Beyond the total enrollment estimate, there is little data on insurers’ new customers. The last federal report on enrollment, which covered the period through March 1, included just 4.2 million people. Almost 3 million more have signed up since, with an unknown number to come this month.
“We are in a bit of a data-free zone,” Levitt said. “But it stands reasonable to believe the late enrollees are younger, healthier and previously uninsured. If you were sick and you needed insurance, you were the first in line.”
New official data from the government aren’t expected before the middle of the month.
“The people who signed up recently are different,” Doug Holtz-Eakin, a former CBO director and the president of the American Action Forum, a Washington advocacy group opposed to the health law, said yesterday in a phone interview.
“It could be they’re different just because they’re disorganized and procrastinators,” he said. “It could be they’re different because they’re young and healthy and don’t need the insurance. Or they could be different because they’re financially marginal, and they’re not able to sustain the payments. We have no idea.”
Groups working on enrollment provided anecdotal evidence that latecomers were younger than earlier sign-ups, and more were minorities. Adam Stalker, digital director at Enroll America, a group allied with the White House that organized local outreach efforts for the law, said the organization directed much of its paid advertising at African-American and Latino women.
“We saw a huge uptick in interest in the last couple of days,” he said. “For the small part of this we did help influence, it did seem it was younger folks and communities of color.”
Matt Saniie, director of data and analytics with the group, said the “vast majority” of the people it contacted had no insurance before enrolling. Another key unanswered question about the law is whether it has yet put a dent in the nation’s estimated population of 48 million uninsured.
In Alabama, Daniel Liss, the co-founder of Bama Covered, which coordinated student volunteers to promote enrollment, said that while initial applicants in his state leaned female, more men and young people came in late.
“You definitely had a younger demographic in the last week or two,” he said in a phone interview. “I was in Mobile last week and all of the employees of this one bar came in together, because the cook had gotten a plan for twenty bucks.”
There was a similar dynamic in Mississippi, said Roy Mitchell, executive director of the Mississippi Health Advocacy Program in Jackson. A combination of word-of-mouth and a television advertisement featuring an injured and previously uninsurable roofer, he said, began to draw men.

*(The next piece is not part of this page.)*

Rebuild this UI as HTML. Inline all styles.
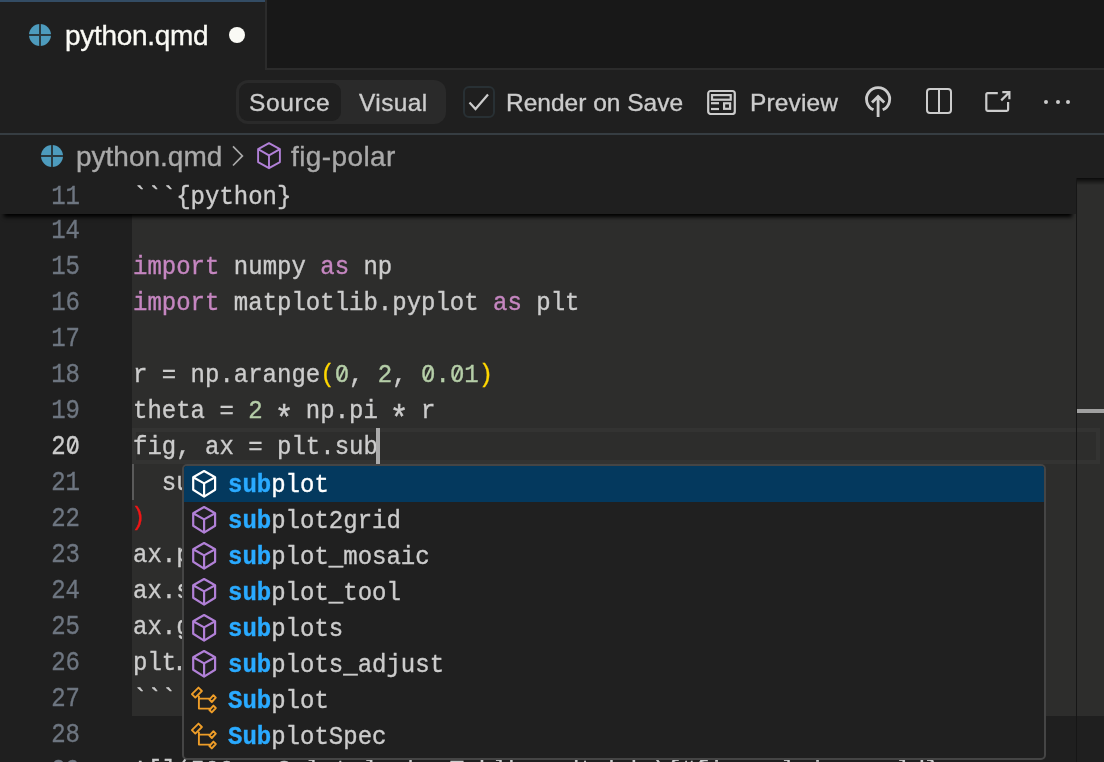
<!DOCTYPE html>
<html><head><meta charset="utf-8">
<style>
*{margin:0;padding:0;box-sizing:border-box}
html,body{width:1104px;height:762px;overflow:hidden;background:#1f1f1f}
body{position:relative;font-family:"Liberation Sans",sans-serif}
.abs{position:absolute}
#tabbar{left:0;top:0;width:1104px;height:70px;background:#181818}
#tabbar:after{content:"";position:absolute;left:0;right:0;bottom:0;height:2px;background:#2b2b2b}
#tab{left:0;top:0;width:265px;height:70px;background:#1f1f1f;z-index:2}
#tab .topb{left:0;top:0;width:265px;height:2px;background:#334c64}
#tab .rb{left:265px;top:0;width:2px;height:70px;background:#2b2b2b}
.ui{font-size:26px;white-space:pre;line-height:30px;will-change:transform;-webkit-text-stroke:0.35px currentColor}
#toolbar{left:0;top:70px;width:1104px;height:64px;background:#1f1f1f}
#toolbar .bb{left:0;top:63px;width:1104px;height:2px;background:#363d42}
.code{will-change:transform;-webkit-text-stroke:0.35px currentColor;font-family:"Liberation Mono",monospace;font-size:24px;white-space:pre;line-height:36px;color:#cccccc;transform:translateY(2px) scaleY(1.1);transform-origin:0 24px}
.ln{will-change:transform;-webkit-text-stroke:0.3px currentColor;left:0;width:80px;text-align:right;color:#6e7681;font-family:"Liberation Mono",monospace;font-size:24px;line-height:36px;white-space:pre;transform:translateY(2px) scaleY(1.15);transform-origin:0 24px}
.kw{color:#c586c0}
.z{position:relative;display:inline-block}
.z::before{content:"";position:absolute;left:4.5px;top:12.5px;width:5.4px;height:7px;background:var(--zb,#2d2d2c)}
.z::after{content:"";position:absolute;left:6.2px;top:9.5px;width:2.2px;height:13px;background:currentColor;transform:rotate(28deg)}
.ast{display:inline-block;transform:translateY(9px) scale(1.3)}
.num{color:#b5cea8}
.br{color:#ffd700}
.err{color:#f01616;position:relative;left:-2px;top:-1px}
</style></head><body>

<!-- tab bar -->
<div id="tabbar" class="abs"></div>
<div id="tab" class="abs">
  <div class="abs topb"></div>
  <div class="abs rb"></div>
  <svg class="abs" style="left:29px;top:24px" width="22" height="22" viewBox="0 0 22 22"><circle cx="11" cy="11" r="11" fill="#4d9bbd"/><rect x="10" y="0" width="2" height="22" fill="#2a3a40"/><rect x="0" y="10" width="22" height="2" fill="#2a3a40"/></svg>
  <div class="abs ui" style="left:65px;top:21px;color:#fafaf5;font-size:28px;letter-spacing:-0.3px">python.qmd</div>
  <div class="abs" style="left:229px;top:27px;width:16px;height:16px;border-radius:50%;background:#fafaf5"></div>
</div>

<!-- toolbar -->
<div id="toolbar" class="abs">
  <div class="abs bb"></div>
</div>
<div class="abs" style="left:236px;top:80px;width:210px;height:44px;border-radius:12px;background:#2a2a2a"></div>
<div class="abs" style="left:239px;top:83px;width:102px;height:38px;border-radius:9px;background:#1f1f1f"></div>
<div class="abs ui" style="left:249px;top:88px;color:#cccccc;font-size:24.5px;letter-spacing:0.6px">Source</div>
<div class="abs ui" style="left:359px;top:88px;color:#cccccc;font-size:24.5px;letter-spacing:0.4px">Visual</div>
<div class="abs" style="left:463px;top:86px;width:32px;height:32px;border-radius:6px;border:2px solid #283034;background:#1f1f1f"></div>
<svg class="abs" style="left:463px;top:86px" width="32" height="31" viewBox="0 0 32 31"><path d="M6.5 16.5 L12.5 23 L25 8.5" fill="none" stroke="#cccccc" stroke-width="2.2"/></svg>
<div class="abs ui" style="left:506px;top:88px;color:#cccccc;font-size:24.5px;letter-spacing:0px">Render on Save</div>
<svg class="abs" style="left:706px;top:89px" width="30" height="26" viewBox="0 0 30 26" fill="none" stroke="#cccccc" stroke-width="2.2">
  <rect x="2.2" y="2" width="26.6" height="23" rx="2.5"/>
  <rect x="6" y="6.1" width="18.7" height="4.6"/>
  <line x1="5" y1="14.2" x2="13" y2="14.2"/><line x1="5" y1="20" x2="13" y2="20"/>
  <rect x="18.1" y="14.3" width="6" height="5.5"/>
</svg>
<div class="abs ui" style="left:749.5px;top:88px;color:#cccccc;font-size:24.5px;letter-spacing:0.15px">Preview</div>
<svg class="abs" style="left:858px;top:82px" width="40" height="40" viewBox="0 0 40 40" fill="none" stroke="#cccccc" stroke-width="2.8">
  <path d="M15.5 27.8 A11.6 11.6 0 1 1 24.7 27.8"/>
  <path d="M20.1 35 V15.2 M14 20.6 L20.1 14.5 L26.2 20.6"/>
</svg>
<svg class="abs" style="left:925px;top:87px" width="28" height="28" viewBox="0 0 28 28" fill="none" stroke="#cccccc" stroke-width="2">
  <rect x="2" y="2" width="24" height="24" rx="3"/><line x1="14" y1="2" x2="14" y2="26"/>
</svg>
<svg class="abs" style="left:984px;top:89px" width="28" height="26" viewBox="0 0 28 26" fill="none" stroke="#cccccc" stroke-width="2.2">
  <path d="M13.8 4.1 H3.6 Q2.3 4.1 2.3 5.4 V20.5 Q2.3 21.8 3.6 21.8 H22.8 Q24.1 21.8 24.1 20.5 V13"/><path d="M18.3 3.2 H25.4 V10.3 M25.4 3.2 L17.2 11.4"/>
</svg>
<div class="abs" style="left:1044px;top:100px;width:4px;height:4px;border-radius:50%;background:#cccccc"></div>
<div class="abs" style="left:1056px;top:100px;width:4px;height:4px;border-radius:50%;background:#cccccc"></div>
<div class="abs" style="left:1066px;top:100px;width:4px;height:4px;border-radius:50%;background:#cccccc"></div>

<!-- breadcrumbs -->
<svg class="abs" style="left:41px;top:145px" width="22" height="22" viewBox="0 0 22 22"><circle cx="11" cy="11" r="11" fill="#4d9bbd"/><rect x="10" y="0" width="2" height="22" fill="#2a3a40"/><rect x="0" y="10" width="22" height="2" fill="#2a3a40"/></svg>
<div class="abs ui" style="left:76px;top:142px;color:#a9a9a9;font-size:28px">python.qmd</div>
<svg class="abs" style="left:230px;top:145px" width="16" height="22" viewBox="0 0 16 22" fill="none" stroke="#a9a9a9" stroke-width="1.7"><path d="M3 1.3 L12.4 10.9 L3 20.5"/></svg>
<svg class="abs" style="left:255px;top:141px" width="30" height="30" viewBox="0 0 30 30" fill="none" stroke="#b180d7" stroke-width="1.9" stroke-linejoin="round"><path d="M14 2.1 L24.9 8.2 V21.1 L14 27.2 L3.1 21.1 V8.2 Z M3.1 8.2 L14 14.3 L24.9 8.2 M14 14.3 V27.2"/></svg>
<div class="abs ui" style="left:291px;top:142px;color:#a9a9a9;font-size:28px;letter-spacing:0.4px">fig-polar</div>

<!-- editor -->
<div id="editor" class="abs" style="left:0;top:178px;width:1104px;height:584px;overflow:hidden;background:#1f1f1f">
<div class="abs" style="left:132px;top:-10px;width:972px;height:548px;background:#2d2d2c"></div>
<div class="abs" style="left:132px;top:250px;width:968px;height:36px;border:4px solid #333332"></div>
<div class="abs" style="left:132px;top:286px;width:2px;height:36px;background:#5a5a5a"></div>
<div class="abs ln" style="top:34px">14</div>
<div class="abs ln" style="top:70px">15</div>
<div class="abs code" style="left:133px;top:70px"><span class="kw">import</span> numpy <span class="kw">as</span> np</div>
<div class="abs ln" style="top:106px">16</div>
<div class="abs code" style="left:133px;top:106px"><span class="kw">import</span> matplotlib.pyplot <span class="kw">as</span> plt</div>
<div class="abs ln" style="top:142px">17</div>
<div class="abs ln" style="top:178px">18</div>
<div class="abs code" style="left:133px;top:178px">r = np.arange<span class="br">(</span><span class="num"><span class="z">0</span></span>, <span class="num">2</span>, <span class="num"><span class="z">0</span>.<span class="z">0</span>1</span><span class="br">)</span></div>
<div class="abs ln" style="top:214px">19</div>
<div class="abs code" style="left:133px;top:214px">theta = <span class="num">2</span> <span class="ast">*</span> np.pi <span class="ast">*</span> r</div>
<div class="abs ln" style="color:#cccccc;top:250px">2<span class="z" style="--zb:#1f1f1f">0</span></div>
<div class="abs code" style="left:133px;top:250px">fig, ax = plt.sub</div>
<div class="abs ln" style="top:286px">21</div>
<div class="abs code" style="left:133px;top:286px">  subplot_kw = {"projection": "polar"}</div>
<div class="abs ln" style="top:322px">22</div>
<div class="abs code" style="left:133px;top:322px"><span class="err">)</span></div>
<div class="abs ln" style="top:358px">23</div>
<div class="abs code" style="left:133px;top:358px">ax.plot(theta, r)</div>
<div class="abs ln" style="top:394px">24</div>
<div class="abs code" style="left:133px;top:394px">ax.set_rticks([0.5, 1, 1.5, 2])</div>
<div class="abs ln" style="top:430px">25</div>
<div class="abs code" style="left:133px;top:430px">ax.grid(True)</div>
<div class="abs ln" style="top:466px">26</div>
<div class="abs code" style="left:133px;top:466px">plt<span style="position:relative;left:-4px">.</span>show()</div>
<div class="abs ln" style="top:502px">27</div>
<div class="abs code" style="left:133px;top:502px">```</div>
<div class="abs ln" style="top:538px">28</div>
<div class="abs ln" style="top:574px">29</div>
<div class="abs code" style="left:133px;top:574px">![](500px-Solotel_ok_vTohlke_adtwbd.){#fig-ecl_iqse_pld}</div>
<div class="abs" style="left:376px;top:250px;width:4px;height:36px;background:#ababab"></div>
<div class="abs" style="left:0;top:0;width:1076px;height:36px;background:#1f1f1f;box-shadow:0 7px 4px -4px #000"></div>
<div class="abs ln" style="top:0">11</div>
<div class="abs code" style="left:133px;top:0">```{python}</div>
<div class="abs" style="left:1076px;top:0;width:1px;height:584px;background:#161616"></div>
<div class="abs" style="left:1077px;top:0;width:27px;height:7px;background:linear-gradient(rgba(0,0,0,0.75),rgba(0,0,0,0))"></div>
<div class="abs" style="left:1077px;top:231px;width:27px;height:4px;background:#a0a0a0"></div>
</div>

<div class="abs" style="left:182px;top:464px;width:864px;height:296px;border:2px solid #454545;border-radius:5px;background:#202020;overflow:hidden">
<div class="abs" style="left:0;top:0;width:860px;height:36px;background:#04395e"></div>
<svg class="abs" style="left:4px;top:0px" width="34" height="36" viewBox="0 0 34 36" fill="none" stroke="#ffffff" stroke-width="2.2" stroke-linejoin="round"><path d="M16.1 5 L27.1 11.2 V23.8 L16.1 30.6 L5.2 23.8 V11.2 Z M5.2 11.2 L16.1 17.4 L27.1 11.2 M16.1 17.4 V30.6"/></svg>
<div class="abs code" style="left:44px;top:0px;color:#ffffff"><b style="color:#2aaaff">sub</b>plot</div>
<svg class="abs" style="left:4px;top:36px" width="34" height="36" viewBox="0 0 34 36" fill="none" stroke="#b180d7" stroke-width="2.2" stroke-linejoin="round"><path d="M16.1 5 L27.1 11.2 V23.8 L16.1 30.6 L5.2 23.8 V11.2 Z M5.2 11.2 L16.1 17.4 L27.1 11.2 M16.1 17.4 V30.6"/></svg>
<div class="abs code" style="left:44px;top:36px;color:#cccccc"><b style="color:#2aaaff">sub</b>plot2grid</div>
<svg class="abs" style="left:4px;top:72px" width="34" height="36" viewBox="0 0 34 36" fill="none" stroke="#b180d7" stroke-width="2.2" stroke-linejoin="round"><path d="M16.1 5 L27.1 11.2 V23.8 L16.1 30.6 L5.2 23.8 V11.2 Z M5.2 11.2 L16.1 17.4 L27.1 11.2 M16.1 17.4 V30.6"/></svg>
<div class="abs code" style="left:44px;top:72px;color:#cccccc"><b style="color:#2aaaff">sub</b>plot_mosaic</div>
<svg class="abs" style="left:4px;top:108px" width="34" height="36" viewBox="0 0 34 36" fill="none" stroke="#b180d7" stroke-width="2.2" stroke-linejoin="round"><path d="M16.1 5 L27.1 11.2 V23.8 L16.1 30.6 L5.2 23.8 V11.2 Z M5.2 11.2 L16.1 17.4 L27.1 11.2 M16.1 17.4 V30.6"/></svg>
<div class="abs code" style="left:44px;top:108px;color:#cccccc"><b style="color:#2aaaff">sub</b>plot_tool</div>
<svg class="abs" style="left:4px;top:144px" width="34" height="36" viewBox="0 0 34 36" fill="none" stroke="#b180d7" stroke-width="2.2" stroke-linejoin="round"><path d="M16.1 5 L27.1 11.2 V23.8 L16.1 30.6 L5.2 23.8 V11.2 Z M5.2 11.2 L16.1 17.4 L27.1 11.2 M16.1 17.4 V30.6"/></svg>
<div class="abs code" style="left:44px;top:144px;color:#cccccc"><b style="color:#2aaaff">sub</b>plots</div>
<svg class="abs" style="left:4px;top:180px" width="34" height="36" viewBox="0 0 34 36" fill="none" stroke="#b180d7" stroke-width="2.2" stroke-linejoin="round"><path d="M16.1 5 L27.1 11.2 V23.8 L16.1 30.6 L5.2 23.8 V11.2 Z M5.2 11.2 L16.1 17.4 L27.1 11.2 M16.1 17.4 V30.6"/></svg>
<div class="abs code" style="left:44px;top:180px;color:#cccccc"><b style="color:#2aaaff">sub</b>plots_adjust</div>
<svg class="abs" style="left:4px;top:218px" width="34" height="36" viewBox="0 0 34 36" fill="none" stroke="#ee9d28" stroke-width="1.9" stroke-linejoin="round"><path d="M13.89 7.01 L10.49 3.61 L3.91 10.19 L7.31 13.59 Z M23.81 17.99 L21.41 15.59 L25.41 11.21 L27.81 13.61 Z M23.81 28.39 L21.41 25.99 L25.41 21.61 L27.81 24.01 Z M10.9 11.8 V24.6 H22.2 M10.9 14.6 H22.4"/></svg>
<div class="abs code" style="left:44px;top:216px;color:#cccccc"><b style="color:#2aaaff">Sub</b>plot</div>
<svg class="abs" style="left:4px;top:254px" width="34" height="36" viewBox="0 0 34 36" fill="none" stroke="#ee9d28" stroke-width="1.9" stroke-linejoin="round"><path d="M13.89 7.01 L10.49 3.61 L3.91 10.19 L7.31 13.59 Z M23.81 17.99 L21.41 15.59 L25.41 11.21 L27.81 13.61 Z M23.81 28.39 L21.41 25.99 L25.41 21.61 L27.81 24.01 Z M10.9 11.8 V24.6 H22.2 M10.9 14.6 H22.4"/></svg>
<div class="abs code" style="left:44px;top:252px;color:#cccccc"><b style="color:#2aaaff">Sub</b>plotSpec</div>
</div>
</body></html>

“We were seeing a lot of males come in during those final weeks, who were walking out and grinning and as happy as could be, because of the subsidies and how low the premiums were,” he said in a phone interview. “Some had never had insurance before.”
In Forth Worth, Texas, volunteers at the United Way of Tarrant County saw more Hispanics coming in as the deadline neared, said Tim McKinney, the organization’s president. The number of people seeking help enrolling got so heavy in the final weeks the group had to stop allowing walk-ins and required everyone to make an appointment, he said.

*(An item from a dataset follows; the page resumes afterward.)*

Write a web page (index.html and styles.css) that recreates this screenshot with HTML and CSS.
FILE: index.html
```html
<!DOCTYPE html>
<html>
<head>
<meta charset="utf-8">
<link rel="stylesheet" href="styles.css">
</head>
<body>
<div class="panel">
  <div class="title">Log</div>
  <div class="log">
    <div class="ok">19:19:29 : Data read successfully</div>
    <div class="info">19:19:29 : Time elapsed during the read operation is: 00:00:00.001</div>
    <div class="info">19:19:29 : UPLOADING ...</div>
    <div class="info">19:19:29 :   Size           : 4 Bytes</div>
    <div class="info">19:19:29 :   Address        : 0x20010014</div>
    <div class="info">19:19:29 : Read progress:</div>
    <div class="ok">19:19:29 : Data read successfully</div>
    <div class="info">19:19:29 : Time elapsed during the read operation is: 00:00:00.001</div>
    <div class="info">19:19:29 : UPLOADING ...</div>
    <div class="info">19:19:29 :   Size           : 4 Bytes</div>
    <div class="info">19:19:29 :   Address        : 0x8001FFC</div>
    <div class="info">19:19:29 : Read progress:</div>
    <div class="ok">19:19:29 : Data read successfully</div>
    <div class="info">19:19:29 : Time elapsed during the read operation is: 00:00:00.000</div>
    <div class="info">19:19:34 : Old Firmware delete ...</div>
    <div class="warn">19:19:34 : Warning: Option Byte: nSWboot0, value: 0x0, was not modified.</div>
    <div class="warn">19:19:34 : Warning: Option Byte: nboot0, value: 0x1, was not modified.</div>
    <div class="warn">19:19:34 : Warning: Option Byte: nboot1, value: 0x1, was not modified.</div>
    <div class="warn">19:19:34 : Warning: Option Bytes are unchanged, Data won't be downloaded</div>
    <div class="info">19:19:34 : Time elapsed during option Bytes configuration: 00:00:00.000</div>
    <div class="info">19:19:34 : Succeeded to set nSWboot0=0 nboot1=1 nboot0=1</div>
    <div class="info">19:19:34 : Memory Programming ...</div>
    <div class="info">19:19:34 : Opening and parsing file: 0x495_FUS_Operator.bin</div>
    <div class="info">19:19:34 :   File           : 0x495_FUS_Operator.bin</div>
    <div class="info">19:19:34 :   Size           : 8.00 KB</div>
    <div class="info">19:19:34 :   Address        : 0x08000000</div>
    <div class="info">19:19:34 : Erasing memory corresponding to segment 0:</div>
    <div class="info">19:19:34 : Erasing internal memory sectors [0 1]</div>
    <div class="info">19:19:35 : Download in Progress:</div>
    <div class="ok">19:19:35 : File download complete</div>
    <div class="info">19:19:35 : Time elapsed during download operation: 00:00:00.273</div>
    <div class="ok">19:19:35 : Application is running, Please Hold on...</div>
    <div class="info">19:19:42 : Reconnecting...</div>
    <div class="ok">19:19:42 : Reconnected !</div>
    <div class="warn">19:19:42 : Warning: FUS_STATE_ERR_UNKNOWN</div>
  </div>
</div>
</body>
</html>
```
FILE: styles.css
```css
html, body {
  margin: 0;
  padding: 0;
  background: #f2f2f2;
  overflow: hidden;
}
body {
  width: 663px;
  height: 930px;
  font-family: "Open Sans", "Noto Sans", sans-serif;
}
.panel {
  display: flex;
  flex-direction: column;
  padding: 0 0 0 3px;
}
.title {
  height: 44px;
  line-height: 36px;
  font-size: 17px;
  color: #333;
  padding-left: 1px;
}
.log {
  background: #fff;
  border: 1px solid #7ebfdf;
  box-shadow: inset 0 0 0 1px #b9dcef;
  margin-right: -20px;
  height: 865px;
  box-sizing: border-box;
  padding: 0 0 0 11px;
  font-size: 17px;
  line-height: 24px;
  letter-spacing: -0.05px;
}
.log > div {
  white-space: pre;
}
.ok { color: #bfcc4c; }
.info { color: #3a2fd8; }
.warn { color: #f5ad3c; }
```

Unlike other organizations, though, McKinney said the United Way hasn’t seen a shift toward younger enrollees. Most of those signing up in the final days have been over 45, he said.
Holtz-Eakin, of the American Action Forum, said the Obama administration’s attempts to target younger customers, with promotions such as the president’s appearance on the Zach Galifianakis show “Between Two Ferns,” may have succeeded. Even so, much is uncertain, he said.
“What we know is: 7 million,” he said.